Records -
_ _ _ _ _
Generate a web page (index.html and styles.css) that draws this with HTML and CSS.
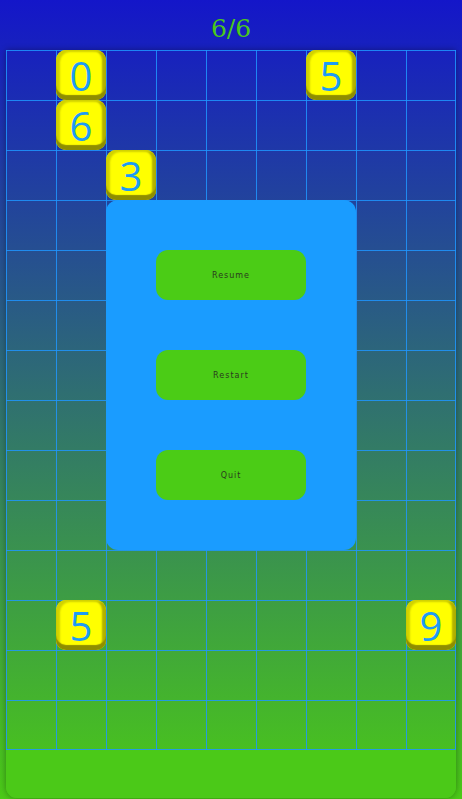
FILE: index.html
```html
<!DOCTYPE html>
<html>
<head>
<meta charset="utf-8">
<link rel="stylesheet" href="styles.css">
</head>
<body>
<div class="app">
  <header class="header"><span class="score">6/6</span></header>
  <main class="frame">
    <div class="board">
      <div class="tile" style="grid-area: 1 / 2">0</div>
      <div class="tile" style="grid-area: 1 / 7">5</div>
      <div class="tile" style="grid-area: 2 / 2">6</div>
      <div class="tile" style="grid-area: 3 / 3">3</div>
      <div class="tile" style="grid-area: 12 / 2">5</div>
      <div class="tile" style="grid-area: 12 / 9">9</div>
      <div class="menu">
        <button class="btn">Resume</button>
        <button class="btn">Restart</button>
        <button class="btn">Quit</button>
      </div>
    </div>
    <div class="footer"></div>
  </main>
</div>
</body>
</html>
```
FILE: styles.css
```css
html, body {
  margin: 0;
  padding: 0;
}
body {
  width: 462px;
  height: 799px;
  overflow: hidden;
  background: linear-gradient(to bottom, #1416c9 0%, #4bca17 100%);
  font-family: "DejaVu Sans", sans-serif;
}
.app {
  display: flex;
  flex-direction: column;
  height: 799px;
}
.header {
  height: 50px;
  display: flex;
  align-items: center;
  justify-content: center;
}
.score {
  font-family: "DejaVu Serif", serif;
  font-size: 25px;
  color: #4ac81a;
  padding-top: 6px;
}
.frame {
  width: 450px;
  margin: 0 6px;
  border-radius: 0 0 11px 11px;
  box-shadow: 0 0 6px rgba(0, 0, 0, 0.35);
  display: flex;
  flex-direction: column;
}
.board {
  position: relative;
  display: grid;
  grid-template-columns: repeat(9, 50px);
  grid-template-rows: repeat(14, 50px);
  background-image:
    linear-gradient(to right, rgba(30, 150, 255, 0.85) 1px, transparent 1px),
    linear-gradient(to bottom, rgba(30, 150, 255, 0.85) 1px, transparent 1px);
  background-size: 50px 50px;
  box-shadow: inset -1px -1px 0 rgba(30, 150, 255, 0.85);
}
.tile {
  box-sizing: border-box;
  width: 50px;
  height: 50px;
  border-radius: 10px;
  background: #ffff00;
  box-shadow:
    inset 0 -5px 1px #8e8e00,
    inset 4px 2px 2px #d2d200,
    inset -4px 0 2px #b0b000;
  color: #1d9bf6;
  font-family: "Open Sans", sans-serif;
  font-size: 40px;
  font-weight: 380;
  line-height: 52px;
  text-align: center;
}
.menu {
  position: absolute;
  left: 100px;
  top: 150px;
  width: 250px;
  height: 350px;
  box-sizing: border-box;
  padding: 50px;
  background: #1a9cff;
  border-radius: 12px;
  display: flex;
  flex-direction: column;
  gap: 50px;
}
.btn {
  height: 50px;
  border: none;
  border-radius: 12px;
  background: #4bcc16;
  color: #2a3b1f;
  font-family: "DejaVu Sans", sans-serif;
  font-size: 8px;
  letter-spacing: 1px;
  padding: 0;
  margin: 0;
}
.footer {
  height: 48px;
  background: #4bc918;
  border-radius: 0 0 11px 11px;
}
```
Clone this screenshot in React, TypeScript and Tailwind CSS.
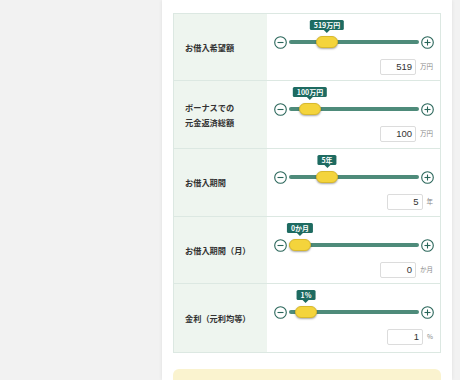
_ _ _ _ _
Set task - Repeat the material above in full and exactly, omitting the pictures.

The completed task -
Generate a web page (index.html and styles.css) that draws this with HTML and CSS.
FILE: index.html
```html
<!DOCTYPE html>
<html>
<head>
<meta charset="utf-8">
<link rel="stylesheet" href="styles.css">
</head>
<body>
<div class="app">
  <header class="header"><span class="score">6/6</span></header>
  <main class="frame">
    <div class="board">
      <div class="tile" style="grid-area: 1 / 2">0</div>
      <div class="tile" style="grid-area: 1 / 7">5</div>
      <div class="tile" style="grid-area: 2 / 2">6</div>
      <div class="tile" style="grid-area: 3 / 3">3</div>
      <div class="tile" style="grid-area: 12 / 2">5</div>
      <div class="tile" style="grid-area: 12 / 9">9</div>
      <div class="menu">
        <button class="btn">Resume</button>
        <button class="btn">Restart</button>
        <button class="btn">Quit</button>
      </div>
    </div>
    <div class="footer"></div>
  </main>
</div>
</body>
</html>
```
FILE: styles.css
```css
html, body {
  margin: 0;
  padding: 0;
}
body {
  width: 462px;
  height: 799px;
  overflow: hidden;
  background: linear-gradient(to bottom, #1416c9 0%, #4bca17 100%);
  font-family: "DejaVu Sans", sans-serif;
}
.app {
  display: flex;
  flex-direction: column;
  height: 799px;
}
.header {
  height: 50px;
  display: flex;
  align-items: center;
  justify-content: center;
}
.score {
  font-family: "DejaVu Serif", serif;
  font-size: 25px;
  color: #4ac81a;
  padding-top: 6px;
}
.frame {
  width: 450px;
  margin: 0 6px;
  border-radius: 0 0 11px 11px;
  box-shadow: 0 0 6px rgba(0, 0, 0, 0.35);
  display: flex;
  flex-direction: column;
}
.board {
  position: relative;
  display: grid;
  grid-template-columns: repeat(9, 50px);
  grid-template-rows: repeat(14, 50px);
  background-image:
    linear-gradient(to right, rgba(30, 150, 255, 0.85) 1px, transparent 1px),
    linear-gradient(to bottom, rgba(30, 150, 255, 0.85) 1px, transparent 1px);
  background-size: 50px 50px;
  box-shadow: inset -1px -1px 0 rgba(30, 150, 255, 0.85);
}
.tile {
  box-sizing: border-box;
  width: 50px;
  height: 50px;
  border-radius: 10px;
  background: #ffff00;
  box-shadow:
    inset 0 -5px 1px #8e8e00,
    inset 4px 2px 2px #d2d200,
    inset -4px 0 2px #b0b000;
  color: #1d9bf6;
  font-family: "Open Sans", sans-serif;
  font-size: 40px;
  font-weight: 380;
  line-height: 52px;
  text-align: center;
}
.menu {
  position: absolute;
  left: 100px;
  top: 150px;
  width: 250px;
  height: 350px;
  box-sizing: border-box;
  padding: 50px;
  background: #1a9cff;
  border-radius: 12px;
  display: flex;
  flex-direction: column;
  gap: 50px;
}
.btn {
  height: 50px;
  border: none;
  border-radius: 12px;
  background: #4bcc16;
  color: #2a3b1f;
  font-family: "DejaVu Sans", sans-serif;
  font-size: 8px;
  letter-spacing: 1px;
  padding: 0;
  margin: 0;
}
.footer {
  height: 48px;
  background: #4bc918;
  border-radius: 0 0 11px 11px;
}
```
Clone this screenshot in React, TypeScript and Tailwind CSS.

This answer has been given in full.